**YOUR GOAL**
Among the lines below, count those containing the word "index". Give the number only.
****
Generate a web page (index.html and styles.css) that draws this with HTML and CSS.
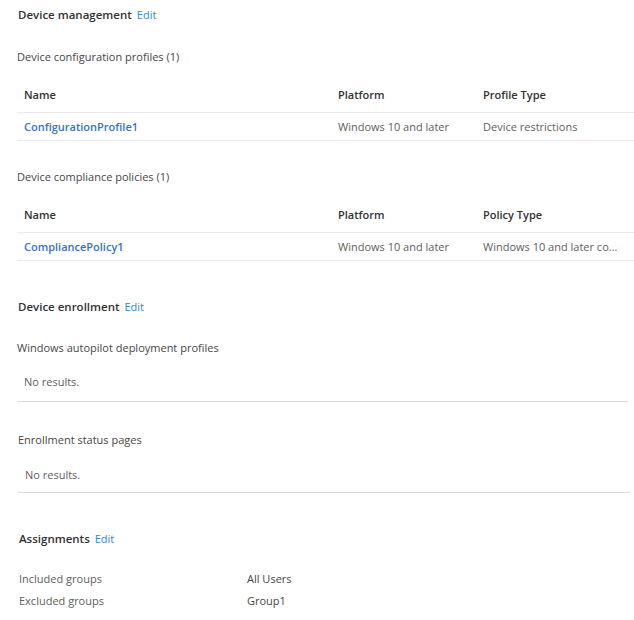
FILE: index.html
```html
<!DOCTYPE html>
<html lang="en">
<head>
  <meta charset="UTF-8">
  <meta name="viewport" content="width=device-width, initial-scale=1.0">
  <title>Review settings</title>
  <link rel="stylesheet" href="styles.css">
</head>
<body>
  <div class="page">
    <!-- Device management -->
    <div class="section-title">Device management <a class="edit" href="#">Edit</a></div>

    <div class="sub-title">Device configuration profiles (1)</div>
    <div class="grid">
      <div class="row head">
        <span>Name</span><span>Platform</span><span>Profile Type</span>
      </div>
      <div class="row">
        <a class="name-link" href="#">ConfigurationProfile1</a>
        <span>Windows 10 and later</span>
        <span>Device restrictions</span>
      </div>
    </div>

    <div class="sub-title second">Device compliance policies (1)</div>
    <div class="grid">
      <div class="row head">
        <span>Name</span><span>Platform</span><span>Policy Type</span>
      </div>
      <div class="row">
        <a class="name-link" href="#">CompliancePolicy1</a>
        <span>Windows 10 and later</span>
        <span class="clip">Windows 10 and later co...</span>
      </div>
    </div>

    <!-- Device enrollment -->
    <div class="section-title enroll">Device enrollment <a class="edit" href="#">Edit</a></div>

    <div class="sub-title autopilot">Windows autopilot deployment profiles</div>
    <div class="empty">No results.</div>

    <div class="lower">
      <div class="sub-title">Enrollment status pages</div>
      <div class="empty">No results.</div>

      <!-- Assignments -->
      <div class="section-title assign">Assignments <a class="edit" href="#">Edit</a></div>
      <div class="props">
        <span class="label">Included groups</span><span>All Users</span>
        <span class="label">Excluded groups</span><span>Group1</span>
      </div>
    </div>
  </div>
</body>
</html>
```

FILE: styles.css
```css
body {
  margin: 0;
  background: #fff;
  font-family: "Open Sans", "Noto Sans", sans-serif;
  font-size: 11px;
  line-height: 16px;
  color: #323130;
}
a {
  text-decoration: none;
}
.page {
  padding: 7px 0 0 18px;
}

.section-title {
  font-weight: 600;
  font-size: 11.5px;
  color: #323130;
}
.section-title .edit {
  font-size: 11px;
  font-weight: 400;
  color: #2b88d8;
  margin-left: 2px;
}

.sub-title {
  margin-top: 26px;
  margin-left: -1px;
  color: #484644;
}
.sub-title.second {
  margin-top: 28px;
}
.sub-title.autopilot {
  margin-top: 25px;
}

/* tables */
.grid {
  margin-top: 14px;
  margin-left: -1px;
}
.row {
  display: grid;
  grid-template-columns: 314px 145px 1fr;
  padding: 6px 0 5px 7px;
  border-bottom: 1px solid #edebe9;
  color: #605e5c;
}
.row.head {
  padding: 8px 0 9px 7px;
  font-weight: 600;
  color: #323130;
}
.name-link {
  color: #3a6fc4;
  font-weight: 600;
}
.clip {
  white-space: nowrap;
}

.section-title.enroll {
  margin-top: 38px;
}

.empty {
  margin-top: 10px;
  margin-left: -1px;
  padding: 8px 0 11px 7px;
  border-bottom: 1px solid #dcdad8;
  color: #605e5c;
  margin-right: 6px;
}

.lower {
  padding-left: 1px;
}
.lower .sub-title {
  margin-top: 30px;
}
.lower .empty {
  margin-top: 11px;
  padding-bottom: 9px;
  margin-right: 4px;
}

.section-title.assign {
  margin-top: 38px;
}

.props {
  margin-top: 24px;
  display: grid;
  grid-template-columns: 228px 1fr;
  row-gap: 6px;
  color: #605e5c;
}
.props span:not(.label) {
  color: #484644;
}
```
****
**EXPECTED ANSWER**
2